Beard Crimes.

Posted: May 6, 2015 in brain belches
Tags: , ,

Except for one misguided week in college, I’ve had some form of facial hair my entire adult life.

It is basically the only thing that prevents me from looking like a chubby 14 year old boy. Without facial fuzz I bear a uncanny and unnatural resemblance to Bobby Hill. I’ve experimented with every possible expression of whisker. I’ve had full beards in varying lengths, I’ve sported a goatee, I tried the truck driver mustache, I have even had a modified Fu-Manchu that scared small breeds of dog. I finally decided to let my chin fruit to grow wild and define itself. It has, I believe by divine design, evolved into what I call a “chullet”. It is a chin – mullet. The message is clear: my face is a party.

I think we are living in a golden age for beards, they are everywhere.
They have become a beautiful hairy art form.
Many people celebrate the beauty of the beard.
But, there also appears to be a clean shaven army of Beard haters.
Evidently, goatees really get their goat.
They are pretty vocal.
They hate beards and they make that pretty clear.
They spread ugly rumors about the bearded brotherhood.
The latest one has to do with facial feces!
A story began to circulate online the last few days claiming that a “study” assessed the average beards of average men and made a shocking AND scientific discovery: they are basically dripping with poop!
They contend that bearded men are basically carrying around little fuzzy toilets on their faces.
This would be really be gross IF IT WERE TRUE!!
I’ve had several people feel inclined to show me the study in the last few days, including some strangers.
This is basically their way of saying “hey poop face! Have you seen this?”
This story has even been reported on several news outlets as actual news.
The thing is…IT’S NOT TRUE!!
Turns out that’s it’s a bunch of…well…poop.
It’s just another blatant attempt by the beard bashers to put the beard in a box.
It doesn’t end online…
I have repeatedly been the Victim of facial profiling.
I get patted down at every airport I go to, even when I’m not flying.
I’ve been called homeless, lazy, uncultured, Gandalf and Santa (come to think of it, those last two are pretty cool).
Strangers have told me of their repulsion of my face.
I had a sweet little old lady at church violently grab my chullet and try to pluck it.
My own mother has expressed her strong dislike for my chullet. Until recently She would shake her head and say “You still have THAT thing!”…so much for having a face only a mother could love.
Beard discrimination is real!
I have a good friend who has a truly epic beard.
He keeps it groomed and properly slathered with beard oil.
Some ladies recently felt it was their moral obligation to make sure that he is clean shaven. They passed around a petition to make him shave!! True story!

Don’t fear the beard.
Don’t hate the whiskers.

Clean shaven, stubbled or bearded…
Can’t we all just get along?

I have no animosity towards shiny faced men.
If you feel compelled to shave, pick up that razor and go for it!
One of the greatest things about having a face is that you should be able to do whatever you want with it!

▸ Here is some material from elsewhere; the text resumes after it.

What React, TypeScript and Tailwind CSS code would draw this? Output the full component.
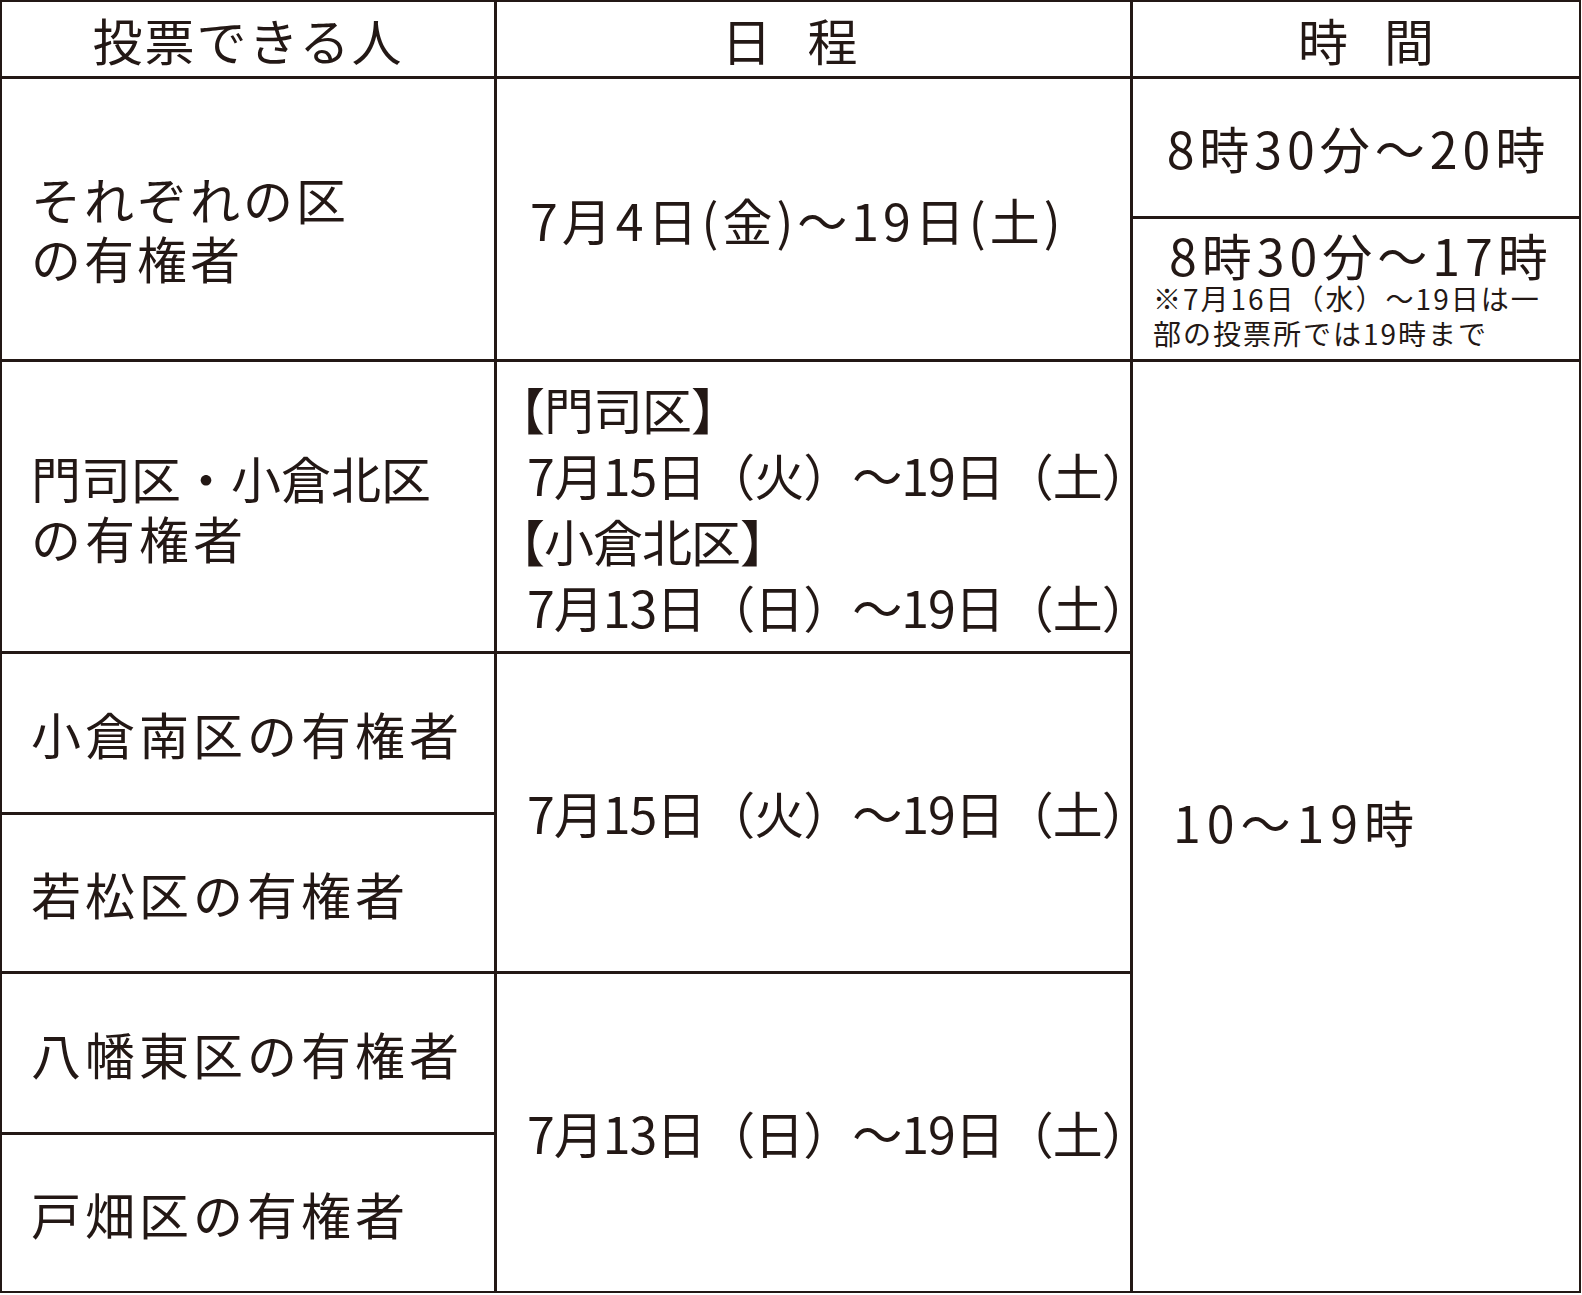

Do whatever you want with your face, I choose to party with mine.

I can safely say that the chullet is feces free. I shampoo and condition it once a day. Then I apply a magical beard elixir called Dreambeard. It is so clean that you could eat off of it, in fact I often do!

I don’t know why some people hate the beard. Could be a phobia or envy.
I do have a theory, beards look untamed and wild, some people can’t handle that.
They like tamed, predictable and safe. They are freaked out by the facial fuzz.

The bottom line is…
just because something looks untamed doesn’t mean that it’s unclean.
That’s true of beards and it’s true of people!
Now, if you don’t mind, I’ve got to go.
I just found a Cheeto in my chullet.